#### Let's create a simple function to tokenise messages into distinct words. We'll first convert each message to lowercase, then use `re.findall` to extract "words" consisting of letters, numbers and apostrophes. Finally, we'll use `set` to get just the distinct words:

In [2]:
from typing import Set
import re

def tokenize(text: str) -> Set[str]:
    text = text.lower()
    all_words = re.findall("[a-z0-9']+", text)
    return set(all_words)

print(tokenize("Data science is science"))

{'is', 'science', 'data'}


#### We'll also define a type for our training data:

In [3]:
from typing import NamedTuple

class Message(NamedTuple):
    text: str
    is_spam: bool

#### The constructor will take just one parameter, the pseudocount to use when computing probabilities.

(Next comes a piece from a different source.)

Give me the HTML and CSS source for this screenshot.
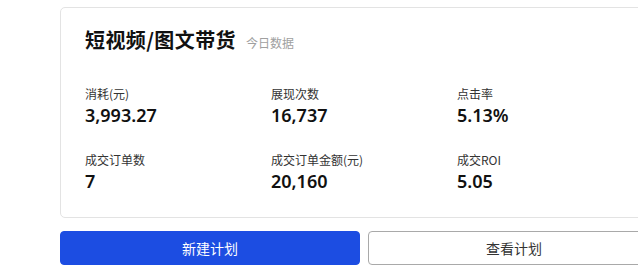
FILE: index.html
```html
<!DOCTYPE html>
<html lang="zh-CN">
<head>
<meta charset="utf-8">
<link rel="stylesheet" href="styles.css">
</head>
<body>
<div class="page">
  <section class="card">
    <div class="head">
      <h1 class="title">短视频/图文带货</h1>
      <span class="sub">今日数据</span>
    </div>
    <div class="grid">
      <div class="stat"><div class="label">消耗(元)</div><div class="value">3,993.27</div></div>
      <div class="stat"><div class="label">展现次数</div><div class="value">16,737</div></div>
      <div class="stat"><div class="label">点击率</div><div class="value">5.13%</div></div>
      <div class="stat"><div class="label">成交订单数</div><div class="value">7</div></div>
      <div class="stat"><div class="label">成交订单金额(元)</div><div class="value">20,160</div></div>
      <div class="stat"><div class="label">成交ROI</div><div class="value">5.05</div></div>
    </div>
  </section>
  <div class="actions">
    <button class="btn primary">新建计划</button>
    <button class="btn ghost">查看计划</button>
  </div>
</div>
</body>
</html>
```
FILE: styles.css
```css
html, body {
  margin: 0;
  padding: 0;
  background: #ffffff;
  overflow: hidden;
}
body {
  font-family: "Noto Sans", "Noto Sans CJK SC", sans-serif;
  color: #1f1f1f;
}
.page {
  box-sizing: border-box;
  padding: 7px 0 0 60px;
  width: 638px;
  height: 269px;
  overflow: hidden;
}
.card {
  box-sizing: border-box;
  width: 620px;
  height: 211px;
  border: 1px solid #e3e3e3;
  border-radius: 5px;
  padding: 18px 0 0 24px;
}
.head {
  display: flex;
  align-items: center;
  height: 28px;
}
.title {
  margin: 0;
  font-family: "Noto Sans CJK SC", sans-serif;
  font-size: 20px;
  font-weight: 700;
  line-height: 28px;
  letter-spacing: 0.4px;
  color: #111;
}
.sub {
  margin-left: 10px;
  margin-top: 4px;
  font-family: "Noto Sans CJK SC", sans-serif;
  font-size: 12px;
  color: #a0a0a0;
}
.grid {
  display: grid;
  grid-template-columns: 186px 186px 186px;
  row-gap: 25px;
  margin-top: 32px;
}
.label {
  font-family: "Noto Sans CJK SC", sans-serif;
  font-size: 12px;
  line-height: 16px;
  color: #333;
}
.value {
  font-family: "Noto Sans", sans-serif;
  font-size: 18px;
  font-weight: 600;
  line-height: 24px;
  margin-top: 1px;
  color: #111;
}
.actions {
  display: flex;
  gap: 8px;
  margin-top: 13px;
}
.btn {
  box-sizing: border-box;
  width: 300px;
  height: 34px;
  border-radius: 4px;
  font-family: "Noto Sans CJK SC", sans-serif;
  font-size: 14px;
  padding: 0;
  flex-shrink: 0;
}
.primary {
  background: #1c4de2;
  border: 1px solid #1c4de2;
  color: #fff;
}
.ghost {
  width: 292px;
  background: #fff;
  border: 1px solid #a9a9a9;
  color: #333;
}
```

It also initialises an empty set of tokens, counters to track how often each token is seen in spam messages and non-spam messages, and counts how many spam and non-spam messages it was trained on:

In [5]:
from typing import List, Tuple, Dict, Iterable
import math
from collections import defaultdict

class NaiveBayesClassifier:
    def __init__(self, k: float = 0.5) -> None:
        self.k = k # smoothing factor
        self.tokens: Set[str] = set()
        self.tokens_spam_counts: Dict[str, int] = defaultdict(int)
        self.tokens_ham_counts: Dict[str, int] = defaultdict(int)
        self.spam_messages = self.ham_messages = 0


#### Next, we'll give it a method to train it on a bunch of messages. First, we increment the `spam_messages` and `ham_messages` counts. Then we tokenize each message text, and for each token we increment the `token_spam_counts` or `token_ham_counts` based on the message type:

In [6]:
    def train(self, messages: Iterable[Message]) -> None:
        for message in messages:
            # increment message counts
            if message.is_spam:
                self.spam_messages += 1
            else:
                self.ham_messages += 1
            # Increment word counts
            for token in tokenize(message.text):
                self.tokens.add(token)
                if message.is_spam:
                    self.tokens_spam_counts[token] += 1
                else:
                    self.tokens_ham_counts[token] += 1